More on acidifying the soil: If you are seeing lots of yellow leaves, the plants need more iron. Acidifying the soil makes the iron that is in the soil more readily available to the blueberry plants. If you are getting yellow leaves, I recommend in the short term, to feed your plants with Miracid, from MiracleGro. It has extra iron in it to help the blueberries grow. Here at Hilltop Farm, we use Miracid on almost everything because our well water has lots of calcium and magnesium in it; they tie up the iron so the plant can't use it.

So, in the short term, use Miracid. In the long term, acidify the soil with more peat moss, pine needles, or any other acidic type soil amendment or mulch. Powdered sulfur can be added to the soil to slowly acidify it. It is extracted from crude oil, but is considered an "organic" product. Go figure!

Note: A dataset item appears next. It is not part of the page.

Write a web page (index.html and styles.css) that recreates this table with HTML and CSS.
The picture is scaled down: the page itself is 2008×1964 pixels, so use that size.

The good news: In the regions of the country where blueberries are native, they also have bugs and such that are a plague to blueberries. Here we do not have much of a bug issue. Usually blueberries can be raised in Missouri without insecticides. ☺

Also, our long growing season allows many varieties of blueberries to flourish. With the right variety assortment you can start picking in June and keep picking until September!

Birds can be a problem - eating your blueberries! However, putting netting over the bushes just before the berries start to ripen, the birds can be thwarted.

Raised bed culture works extremely well for blueberries because you get to control soil conditions by the soil you add. I would recommend using a mix of 1/3 top soil, 1/3 peat moss, and 1/3 unscreened river sand. This is by volume, not weight. For one plant wide rows of blueberry plants, I would make the raised bed 4' wide, and plant the bushed about 4' apart.

You will get the nicest berries and heaviest yields if you have several varieties to cross pollinate each other. They are pollinated by different types of bees, so be nice to all your pollinators.

Off a mature plant (4 years old or older), you can plan on 10 lbs. of blueberries per plant per year. The berries freeze well with minimal prep: just rinse the berries, air dry, put into zip-lock bags, and freeze!

Berry size ranges from tiny to the size of a quarter. I like the bigger ones - easy to pick and impressive in the kitchen. All taste great if allowed to ripen fully before picking. You are not shipping them to far off states, so let them become maximum sweet and amazing.